* [DESCRIPTION OF THE TASK]:
Write out, exactly and only, the lines that run from the top of the records to the line with "border-[#8a1b32] bg-[#eeeeee] px-[5px]". Include both ends; exclude pictures.

Dataset records:
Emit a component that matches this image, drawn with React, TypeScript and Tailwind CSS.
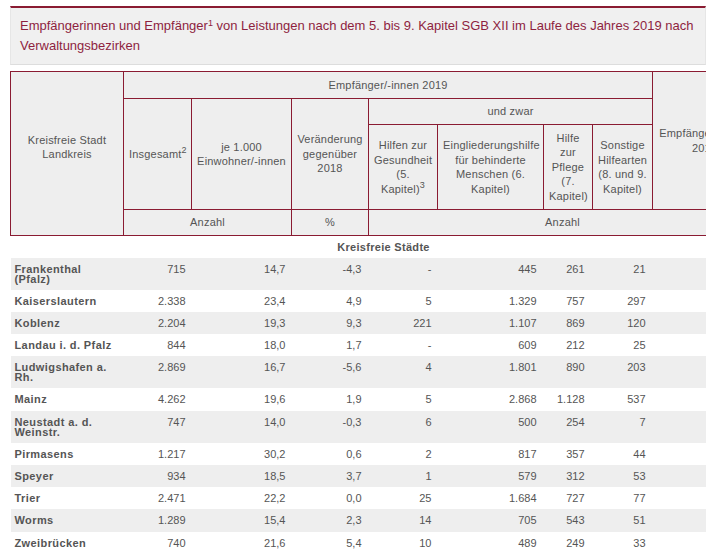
import React from "react";

type Row = {
  name: string;
  values: string[];
};

const rows: Row[] = [
  { name: "Frankenthal (Pfalz)", values: ["715", "14,7", "-4,3", "-", "445", "261", "21"] },
  { name: "Kaiserslautern", values: ["2.338", "23,4", "4,9", "5", "1.329", "757", "297"] },
  { name: "Koblenz", values: ["2.204", "19,3", "9,3", "221", "1.107", "869", "120"] },
  { name: "Landau i. d. Pfalz", values: ["844", "18,0", "1,7", "-", "609", "212", "25"] },
  { name: "Ludwigshafen a. Rh.", values: ["2.869", "16,7", "-5,6", "4", "1.801", "890", "203"] },
  { name: "Mainz", values: ["4.262", "19,6", "1,9", "5", "2.868", "1.128", "537"] },
  { name: "Neustadt a. d. Weinstr.", values: ["747", "14,0", "-0,3", "6", "500", "254", "7"] },
  { name: "Pirmasens", values: ["1.217", "30,2", "0,6", "2", "817", "357", "44"] },
  { name: "Speyer", values: ["934", "18,5", "3,7", "1", "579", "312", "53"] },
  { name: "Trier", values: ["2.471", "22,2", "0,0", "25", "1.684", "727", "77"] },
  { name: "Worms", values: ["1.289", "15,4", "2,3", "14", "705", "543", "51"] },
  { name: "Zweibrücken", values: ["740", "21,6", "5,4", "10", "489", "249", "33"] },
];

// right padding per number column, so the figures line up with the reference
const numPad = ["pr-[6px]", "pr-[6px]", "pr-[7px]", "pr-[6px]", "pr-[7px]", "pr-[8px]", "pr-[7px]"];

const th = "border border-[#8a1b32] bg-[#eeeeee] px-[5px] text-center align-middle font-normal";

const App: React.FC = () => {
  return (
    <div className="min-h-[557px] bg-white pt-[6px] font-['Liberation_Sans',Arial,sans-serif]">
      {/* Title box */}
      <div className="mx-[10px] w-[696px] border-t-2 border-b border-x border-t-[#8a1b32] border-b-[#dddddd] border-x-[#e6e6e6] bg-[#f0f0f0] pl-[9px] pr-0 pt-[8px] pb-[9px] text-[13px] leading-[19.5px] text-[#8e1f3f]">
        Empfängerinnen und Empfänger<sup className="text-[9px]">1</sup> von Leistungen nach dem 5. bis 9. Kapitel SGB XII im Laufe des Jahres 2019 nach Verwaltungsbezirken
      </div>

      {/* Table, clipped on the right like a scroll area */}
      <div className="mx-[10px] mt-[6px] w-[696px] overflow-hidden">
        <table className="w-[746px] table-fixed border-collapse text-[11px] text-[#555555]">
          <colgroup>
            <col className="w-[113px]" />
            <col className="w-[68px]" />
            <col className="w-[100px]" />
            <col className="w-[77px]" />
            <col className="w-[69px]" />
            <col className="w-[106px]" />
            <col className="w-[49px]" />
            <col className="w-[60px]" />
            <col className="w-[104px]" />
          </colgroup>
          <thead className="leading-[14.5px] tracking-[0.2px]">
            <tr className="h-[27px]">
              <th rowSpan={4} className={`${th} pb-[13px]`}>
                Kreisfreie Stadt
                <br />
                Landkreis
              </th>
              <th colSpan={7} className={th}>
                Empfänger/-innen 2019
              </th>
              <th rowSpan={3} className={th}>
                Empfänger/-innen 2018
              </th>
            </tr>
            <tr className="h-[26px]">
              <th rowSpan={2} className={th}>
                Insgesamt<sup className="text-[9px]">2</sup>
              </th>
              <th rowSpan={2} className={th}>
                je 1.000 Einwohner/-innen
              </th>
              <th rowSpan={2} className={th}>
                Veränderung gegenüber 2018
              </th>
              <th colSpan={4} className={th}>
                und zwar
              </th>
            </tr>
            <tr className="h-[85px]">
              <th className={th}>
                Hilfen zur Gesundheit (5. Kapitel)<sup className="text-[9px]">3</sup>
              </th>
              <th className={th}>Eingliederungshilfe für behinderte Menschen (6. Kapitel)</th>
              <th className={th}>Hilfe zur Pflege (7. Kapitel)</th>
              <th className={th}>Sonstige Hilfearten (8. und 9. Kapitel)</th>
            </tr>
            <tr className="h-[26px]">
              <th colSpan={2} className={th}>
                Anzahl
              </th>
              <th className={th}>%</th>
              <th colSpan={5} className={th}>
                Anzahl
              </th>
            </tr>
          </thead>
          <tbody className="leading-[10px]">
            <tr className="h-[22px]">
              <td colSpan={9} className="pt-[1px] text-center align-middle font-bold tracking-[0.3px]">
                Kreisfreie Städte
              </td>
            </tr>
            {rows.map((row, i) => (
              <tr key={row.name} className={i % 2 === 0 ? "bg-[#eeeeee]" : "bg-white"}>
                <td className="pl-[4px] pr-[8px] pt-[6px] pb-[6.2px] align-top font-bold tracking-[0.4px]">
                  {row.name}
                </td>
                {row.values.map((v, j) => (
                  <td key={j} className={`pt-[6px] pb-[6.2px] text-right align-top ${numPad[j]}`}>
                    {v}
                  </td>
                ))}
                <td />
              </tr>
            ))}
          </tbody>
        </table>
      </div>
    </div>
  );
};

export default App;
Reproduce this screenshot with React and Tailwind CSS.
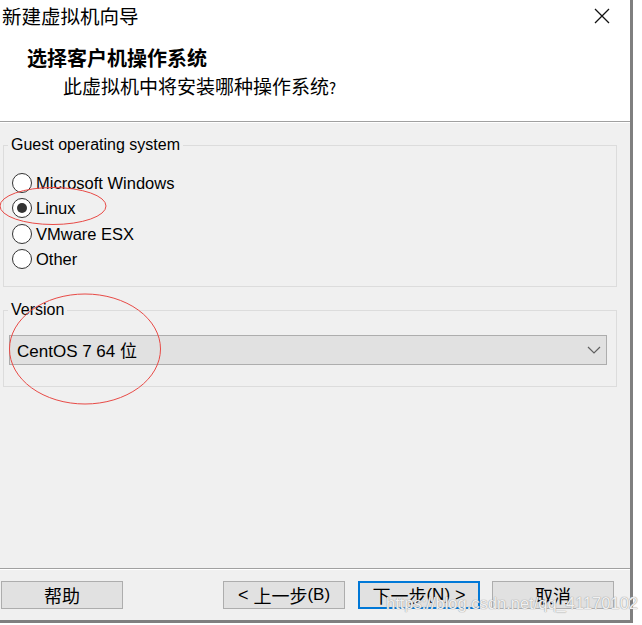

* [EXPECTED ANSWER]:
Emit a component that matches this image, drawn with React, TypeScript and Tailwind CSS.
import React from "react";

type Row = {
  name: string;
  values: string[];
};

const rows: Row[] = [
  { name: "Frankenthal (Pfalz)", values: ["715", "14,7", "-4,3", "-", "445", "261", "21"] },
  { name: "Kaiserslautern", values: ["2.338", "23,4", "4,9", "5", "1.329", "757", "297"] },
  { name: "Koblenz", values: ["2.204", "19,3", "9,3", "221", "1.107", "869", "120"] },
  { name: "Landau i. d. Pfalz", values: ["844", "18,0", "1,7", "-", "609", "212", "25"] },
  { name: "Ludwigshafen a. Rh.", values: ["2.869", "16,7", "-5,6", "4", "1.801", "890", "203"] },
  { name: "Mainz", values: ["4.262", "19,6", "1,9", "5", "2.868", "1.128", "537"] },
  { name: "Neustadt a. d. Weinstr.", values: ["747", "14,0", "-0,3", "6", "500", "254", "7"] },
  { name: "Pirmasens", values: ["1.217", "30,2", "0,6", "2", "817", "357", "44"] },
  { name: "Speyer", values: ["934", "18,5", "3,7", "1", "579", "312", "53"] },
  { name: "Trier", values: ["2.471", "22,2", "0,0", "25", "1.684", "727", "77"] },
  { name: "Worms", values: ["1.289", "15,4", "2,3", "14", "705", "543", "51"] },
  { name: "Zweibrücken", values: ["740", "21,6", "5,4", "10", "489", "249", "33"] },
];

// right padding per number column, so the figures line up with the reference
const numPad = ["pr-[6px]", "pr-[6px]", "pr-[7px]", "pr-[6px]", "pr-[7px]", "pr-[8px]", "pr-[7px]"];

const th = "border border-[#8a1b32] bg-[#eeeeee] px-[5px] text-center align-middle font-normal";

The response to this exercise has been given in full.